If you really want to do text processing, try this instead:
S=[[
universe = {
...
}
]]
for w in S:gmatch('%b[] = {[^{]-"No".-},?') do
print(w)
end
Yep, it's possible through grep which supports -P (Perl Regex) parameter.
$ grep -oPz '.*\[[^\[\]]*\]\s*=\s*\{[^{}]*\["life"\]\s*=\s*"No"[^{}]*}.*' file
["Alpha Centauri"] = {
["planets"] = "3",
["life"] = "No",
["asteroid"] = "20"
},
["Rigel"] = {
["planets"] = "5",
["life"] = "No",
["asteroid"] = "11"
}
DEMO
From grep --help
-z, --null-data a data line ends in 0 byte, not newline
-o, --only-matching show only the part of a line matching PATTERN
Update:
\[[^\n]*\]\h*=\h*\{(?!,\s*\[[^\[\]]*\]\h*=\h*{).*?\["fontSize"\]\h*=\h*20,.*?\}(?=,\s*\[[^\[\]]*\]\h*=\h*{|\s*})
DEMO
$ pcregrep -oM '(?s)[^\n]*\[[^\n]*\]\h*=\h*\{(?!,\s*\[[^\[\]]*\]\h*=\h*{).*?\["fontSize"\]\h*=\h*20,.*?\}(?=,\s*\[[^\[\]]*\]\h*=\h*{|\s*})' file
["frame 1"] = {
["fontSize"] = 20,
["displayStacks"] = "%p",
["xOffset"] = 251.000518798828,
["stacksPoint"] = "BOTTOM",
["regionType"] = "icon",
["yOffset"] = 416.000183105469,
["anchorPoint"] = "CENTER",
["parent"] = "Target Shit",
["numTriggers"] = 1,
["customTextUpdate"] = "update",
["id"] = "Invulnerabilities 2",
["icon"] = true,
["fontFlags"] = "OUTLINE",
["stacksContainment"] = "OUTSIDE",
["zoom"] = 0,
["auto"] = true,
["selfPoint"] = "CENTER",
["width"] = 60,
["frameStrata"] = 1,
["desaturate"] = false,
["stickyDuration"] = true,
["font"] = "Emblem",
["inverse"] = false,
["height"] = 60,
}
["frame 2"] = {
["fontSize"] = 20,
["displayStacks"] = "%p",
["parent"] = "Target Shit",
["xOffset"] = 118.000427246094,
["stacksPoint"] = "BOTTOM",
["anchorPoint"] = "CENTER",
["untrigger"] = {
},
["regionType"] = "icon",
["color"] = {
1, -- [1]
1, -- [2]
1, -- [3]
1, -- [4]
},
["desaturate"] = false,
["frameStrata"] = 1,
["stickyDuration"] = true,
["width"] = 60,
["font"] = "Emblem",
["inverse"] = false,
["icon"] = true,
["height"] = 60,
["yOffset"] = 241
}
(?s) DOTALL modifier which makes dots in your regex to match even line breaks.

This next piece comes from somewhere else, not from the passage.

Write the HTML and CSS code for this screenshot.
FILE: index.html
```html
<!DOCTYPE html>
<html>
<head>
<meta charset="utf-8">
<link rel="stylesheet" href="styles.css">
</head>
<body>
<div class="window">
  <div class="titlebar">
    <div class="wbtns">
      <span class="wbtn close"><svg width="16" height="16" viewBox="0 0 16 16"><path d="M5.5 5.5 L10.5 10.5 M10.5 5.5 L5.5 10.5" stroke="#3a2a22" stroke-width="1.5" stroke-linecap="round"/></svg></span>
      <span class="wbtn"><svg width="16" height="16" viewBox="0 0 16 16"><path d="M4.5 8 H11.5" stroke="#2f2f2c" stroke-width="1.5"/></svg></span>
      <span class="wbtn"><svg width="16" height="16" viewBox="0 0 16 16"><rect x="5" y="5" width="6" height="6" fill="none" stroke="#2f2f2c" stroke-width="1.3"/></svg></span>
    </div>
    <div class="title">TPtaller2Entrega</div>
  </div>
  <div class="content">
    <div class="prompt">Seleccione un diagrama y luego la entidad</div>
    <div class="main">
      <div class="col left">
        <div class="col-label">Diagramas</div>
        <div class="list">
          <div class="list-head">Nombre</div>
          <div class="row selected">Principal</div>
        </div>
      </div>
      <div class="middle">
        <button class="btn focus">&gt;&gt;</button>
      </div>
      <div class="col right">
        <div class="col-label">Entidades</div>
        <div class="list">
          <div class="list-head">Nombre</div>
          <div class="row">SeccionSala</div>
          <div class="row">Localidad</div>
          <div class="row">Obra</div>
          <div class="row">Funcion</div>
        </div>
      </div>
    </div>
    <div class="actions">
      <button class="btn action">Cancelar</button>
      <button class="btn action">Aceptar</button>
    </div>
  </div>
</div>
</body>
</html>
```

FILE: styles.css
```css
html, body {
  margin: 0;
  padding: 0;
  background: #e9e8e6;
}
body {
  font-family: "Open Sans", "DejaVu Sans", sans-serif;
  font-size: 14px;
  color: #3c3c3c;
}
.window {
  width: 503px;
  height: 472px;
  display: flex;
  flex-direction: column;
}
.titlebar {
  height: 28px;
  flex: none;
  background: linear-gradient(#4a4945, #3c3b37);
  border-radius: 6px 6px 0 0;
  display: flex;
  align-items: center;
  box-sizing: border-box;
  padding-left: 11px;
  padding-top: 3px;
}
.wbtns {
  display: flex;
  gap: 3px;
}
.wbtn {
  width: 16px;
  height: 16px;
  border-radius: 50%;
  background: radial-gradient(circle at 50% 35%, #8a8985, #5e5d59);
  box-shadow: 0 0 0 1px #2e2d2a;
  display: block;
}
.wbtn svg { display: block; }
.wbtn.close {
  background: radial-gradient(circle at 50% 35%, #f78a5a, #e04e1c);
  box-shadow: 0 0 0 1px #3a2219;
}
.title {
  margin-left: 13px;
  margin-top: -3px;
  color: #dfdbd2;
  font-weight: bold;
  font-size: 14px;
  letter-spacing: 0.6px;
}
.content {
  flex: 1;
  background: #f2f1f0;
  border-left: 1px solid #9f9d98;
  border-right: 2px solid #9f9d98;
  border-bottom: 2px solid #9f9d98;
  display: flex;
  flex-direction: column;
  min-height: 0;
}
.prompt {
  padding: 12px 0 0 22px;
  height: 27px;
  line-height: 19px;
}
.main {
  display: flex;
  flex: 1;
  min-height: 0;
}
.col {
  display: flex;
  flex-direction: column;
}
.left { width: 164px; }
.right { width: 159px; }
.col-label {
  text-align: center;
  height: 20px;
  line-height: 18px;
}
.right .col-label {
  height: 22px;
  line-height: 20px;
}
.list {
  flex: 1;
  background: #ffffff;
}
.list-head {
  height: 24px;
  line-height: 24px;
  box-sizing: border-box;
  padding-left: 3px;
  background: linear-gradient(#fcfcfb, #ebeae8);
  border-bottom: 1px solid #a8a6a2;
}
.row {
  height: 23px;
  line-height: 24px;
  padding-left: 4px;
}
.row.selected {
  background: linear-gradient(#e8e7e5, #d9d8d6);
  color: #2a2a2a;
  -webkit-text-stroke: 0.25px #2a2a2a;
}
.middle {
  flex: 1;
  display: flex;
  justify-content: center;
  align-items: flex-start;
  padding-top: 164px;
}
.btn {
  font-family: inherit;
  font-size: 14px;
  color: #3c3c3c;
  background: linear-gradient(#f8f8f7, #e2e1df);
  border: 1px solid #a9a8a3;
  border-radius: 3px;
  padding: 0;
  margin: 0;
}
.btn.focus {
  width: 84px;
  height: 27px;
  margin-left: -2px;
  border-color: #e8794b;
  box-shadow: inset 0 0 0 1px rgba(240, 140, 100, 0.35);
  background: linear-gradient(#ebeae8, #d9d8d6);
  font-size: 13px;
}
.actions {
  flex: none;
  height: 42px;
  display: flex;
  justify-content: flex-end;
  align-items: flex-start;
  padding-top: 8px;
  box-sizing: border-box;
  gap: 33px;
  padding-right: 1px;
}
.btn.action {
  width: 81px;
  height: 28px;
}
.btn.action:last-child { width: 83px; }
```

Using a proper lua parser in perl
This is not a quick'n'dirty snippet, but a robust way to query a lua's DS :
use strict; use warnings;
use Data::Lua; # lua 2 perl parser
use Data::Dumper; # to dump Data Structures (in color)
# retrieving the lua'DS in a perl's DS
my $root = Data::Lua->parse_file('lua.conf');
# iterating over keys of planet's HASH
foreach my $planet (keys $root->{universe}->{stars}) {
print Dumper { $planet => $root->{universe}->{stars}->{$planet} }
if $root->{universe}->{stars}->{$planet}->{life} eq "No";
}
Output
$VAR1 = {
'Rigel' => {
'planets' => '5',
'life' => 'No',
'asteroid' => '11'
}
};
$VAR1 = {
'Alpha Centauri' => {
'asteroid' => '20',
'life' => 'No',
'planets' => '3'
}
};
How To
install Data::Lua if not already installed with # cpan Data::Lua
put the Data Structure in the file lua.conf
put this script in the same dir in by example lua_DS_parser.pl
run the script with $ perl lua_DS_parser.pl
enjoy ;)
You could use something like this
grep -C 2 -E 'life.+= "No"' path_to_file
But in my opinion better way is converting files to some common format.